SHORT EXERCISE: Go through the entries and say how many lines contain the string "this". The number is the whole answer.
# Start of RECORDS FOR THE TASK
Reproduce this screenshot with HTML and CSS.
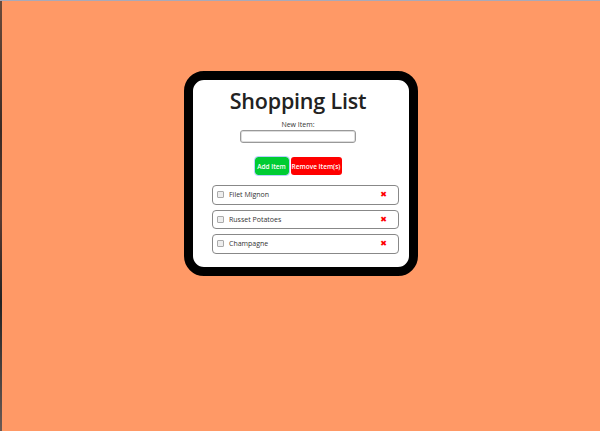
FILE: index.html
```html
<!DOCTYPE html>
<html>
<head>
<meta charset="utf-8">
<link rel="stylesheet" href="styles.css">
</head>
<body>
<div class="edge"></div>
<main class="page">
  <section class="card">
    <div class="top">
      <h1 class="title">Shopping List</h1>
      <label class="label" for="item">New Item:</label>
      <input class="field" id="item" type="text">
      <div class="buttons">
        <button class="btn btn-add">Add Item</button>
        <button class="btn btn-remove">Remove Item(s)</button>
      </div>
    </div>
    <ul class="list">
      <li class="row"><input class="check" type="checkbox"><span class="name">Filet Mignon</span><span class="x">&#10006;</span></li>
      <li class="row"><input class="check" type="checkbox"><span class="name">Russet Potatoes</span><span class="x">&#10006;</span></li>
      <li class="row"><input class="check" type="checkbox"><span class="name">Champagne</span><span class="x">&#10006;</span></li>
    </ul>
  </section>
</main>
</body>
</html>
```
FILE: styles.css
```css
html, body {
  margin: 0;
  height: 100%;
}
body {
  background: #ff9966;
  font-family: "Open Sans", "Liberation Sans", sans-serif;
  color: #222;
  display: flex;
  border-top: 1px solid #a9a9b8;
  box-sizing: border-box;
}
.edge {
  width: 2px;
  flex: none;
  background: linear-gradient(#6b4a3a, #3a2a24 30%, #5a3a30 50%, #222 70%, #6a5a55);
}
.page {
  flex: 1;
  display: flex;
  justify-content: center;
  align-items: flex-start;
  padding-top: 70px;
}
.card {
  width: 234px;
  box-sizing: border-box;
  background: #fff;
  border: 9px solid #000;
  border-radius: 20px;
  padding: 8px 10px 13px;
  display: flex;
  flex-direction: column;
  align-items: center;
}
.top {
  align-self: stretch;
  margin-right: 6px;
  display: flex;
  flex-direction: column;
  align-items: center;
}
.title {
  margin: 0;
  font-size: 21.5px;
  font-weight: 600;
  line-height: 25px;
  color: #222;
  letter-spacing: -0.2px;
}
.label {
  font-size: 7px;
  margin-top: 7px;
  line-height: 9px;
  color: #333;
}
.field {
  width: 116px;
  height: 13px;
  box-sizing: border-box;
  border: 1px solid #999;
  border-radius: 3px;
  margin: 1px 0 0;
  padding: 0;
  box-shadow: inset 0 0 0 1px #ddd;
}
.buttons {
  display: flex;
  gap: 2px;
  margin-top: 14px;
}
.btn {
  border: none;
  border-radius: 3px;
  color: #fff;
  font-family: "Open Sans", "Liberation Sans", sans-serif;
  font-size: 6.5px;
  font-weight: 600;
  height: 18px;
  padding: 0;
}
.btn-add {
  background: #00cc33;
  width: 34px;
  outline: 1px solid #b8d0ff;
}
.btn-remove {
  background: #ff0000;
  width: 51px;
}
.list {
  list-style: none;
  margin: 10px 0 0 9px;
  padding: 0;
  display: flex;
  flex-direction: column;
  gap: 5px;
  width: 187px;
}
.row {
  height: 19.5px;
  box-sizing: border-box;
  border: 1.5px solid #888;
  border-radius: 4px;
  display: flex;
  align-items: center;
  padding: 0 11px 0 4px;
  font-size: 7px;
  color: #333;
}
.check {
  appearance: none;
  width: 7px;
  height: 7px;
  box-sizing: border-box;
  border: 1px solid #aaa;
  border-radius: 1px;
  background: #eee;
  margin: 0 5px 0 0;
}
.name {
  flex: 1;
}
.x {
  color: #ff0000;
  font-size: 8px;
  font-family: "DejaVu Sans", sans-serif;
}
```
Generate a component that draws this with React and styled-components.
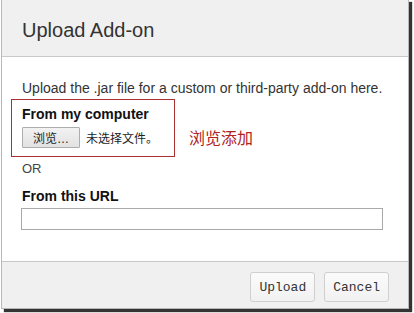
import React from "react";
import styled, { createGlobalStyle } from "styled-components";

const GlobalStyle = createGlobalStyle`
  html, body {
    margin: 0;
    padding: 0;
    background: #ffffff;
  }
  body {
    font-family: "Liberation Sans", Arial, sans-serif;
  }
`;

const App = () => {
  return (
    <>
      <GlobalStyle />
      <Page>
        <Dialog>
          <Header>
            <Title>Upload Add-on</Title>
          </Header>
          <Body>
            <Intro>Upload the .jar file for a custom or third-party add-on here.</Intro>
            <PickRow>
              <Marked>
                <FieldLabel>From my computer</FieldLabel>
                <FileRow>
                  <BrowseBtn type="button">浏览…</BrowseBtn>
                  <FileName>未选择文件。</FileName>
                </FileRow>
              </Marked>
              <Note>浏览添加</Note>
            </PickRow>
            <OrText>OR</OrText>
            <FieldLabel $gap>From this URL</FieldLabel>
            <UrlInput type="text" />
          </Body>
          <Footer>
            <ActionBtn type="button">Upload</ActionBtn>
            <ActionBtn type="button">Cancel</ActionBtn>
          </Footer>
        </Dialog>
      </Page>
    </>
  );
};

export default App;

const Page = styled.div`
  width: 414px;
  height: 313px;
  padding-left: 1px;
  box-sizing: border-box;
  overflow: hidden;
`;

const Dialog = styled.div`
  width: 408px;
  height: 310px;
  margin-top: -1px;
  box-sizing: border-box;
  border: 1px solid #b8b8b8;
  background: #f0f0f0;
  box-shadow: 3px 3px 1px rgba(0, 0, 0, 0.8);
  display: flex;
  flex-direction: column;
`;

const Header = styled.div`
  height: 57px;
  flex: none;
  display: flex;
  align-items: center;
  padding: 4px 0 0 20px;
  box-sizing: border-box;
  background: #f0f0f0;
  border-bottom: 1px solid #c8c8c8;
`;

const Title = styled.h3`
  margin: 0;
  font-size: 20px;
  font-weight: normal;
  color: #333;
`;

const Body = styled.div`
  flex: 1;
  background: #ffffff;
  padding: 23px 0 0 20px;
  display: flex;
  flex-direction: column;
  align-items: flex-start;
  color: #333;
`;

const Intro = styled.p`
  margin: 0;
  font-size: 14px;
  line-height: 17px;
`;

const PickRow = styled.div`
  display: flex;
  align-items: center;
  margin: 2px 0 0 -11px;
`;

const Marked = styled.div`
  width: 164px;
  height: 58px;
  box-sizing: border-box;
  border: 1px solid #a83232;
  padding: 5px 0 0 10px;
`;

const FieldLabel = styled.div`
  margin-top: ${(p) => (p.$gap ? "10px" : "0")};
  font-size: 14px;
  font-weight: bold;
  color: #111;
  line-height: 18px;
`;

const FileRow = styled.div`
  display: flex;
  align-items: center;
  gap: 6px;
  margin-top: 4px;
`;

const BrowseBtn = styled.button`
  width: 58px;
  height: 21px;
  padding: 0;
  border: 1px solid #adadad;
  border-radius: 1px;
  background: linear-gradient(#f2f2f2, #e2e2e2);
  font-family: "Liberation Sans", "Noto Sans CJK SC", sans-serif;
  font-size: 12px;
  color: #222;
`;

const FileName = styled.span`
  font-family: "Liberation Sans", "Noto Sans CJK SC", sans-serif;
  font-size: 12px;
  color: #222;
`;

const Note = styled.span`
  margin-left: 14px;
  margin-top: 18px;
  font-family: "Noto Sans CJK SC", sans-serif;
  font-size: 16px;
  color: #b22222;
`;

const OrText = styled.div`
  margin-top: 4px;
  font-size: 13px;
  line-height: 16px;
  color: #444;
`;

const UrlInput = styled.input`
  margin: 3px 0 0 -1px;
  width: 362px;
  height: 22px;
  box-sizing: border-box;
  border: 1px solid #a9a9a9;
  padding: 0 4px;
`;

const Footer = styled.div`
  height: 47px;
  flex: none;
  box-sizing: border-box;
  border-top: 1px solid #c8c8c8;
  background: #f0f0f0;
  display: flex;
  justify-content: flex-end;
  align-items: flex-start;
  gap: 9px;
  padding: 10px 19px 0 0;
`;

const ActionBtn = styled.button`
  height: 30px;
  padding: 0 8px;
  border: 1px solid #cfcfcf;
  border-radius: 3px;
  background: linear-gradient(#fbfbfb, #f1f1f1);
  font-family: "Liberation Mono", monospace;
  font-size: 13px;
  color: #333;
`;
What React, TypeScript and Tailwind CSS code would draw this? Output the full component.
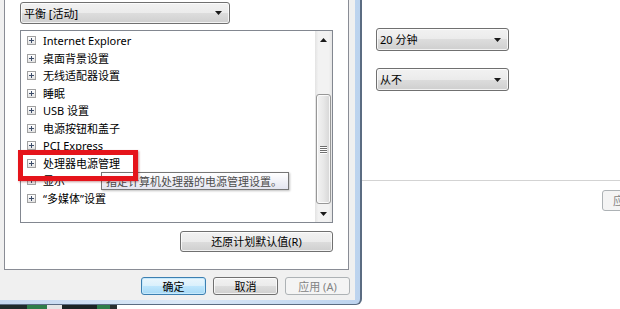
# End of RECORDS FOR THE TASK
WORKED SOLUTION: 4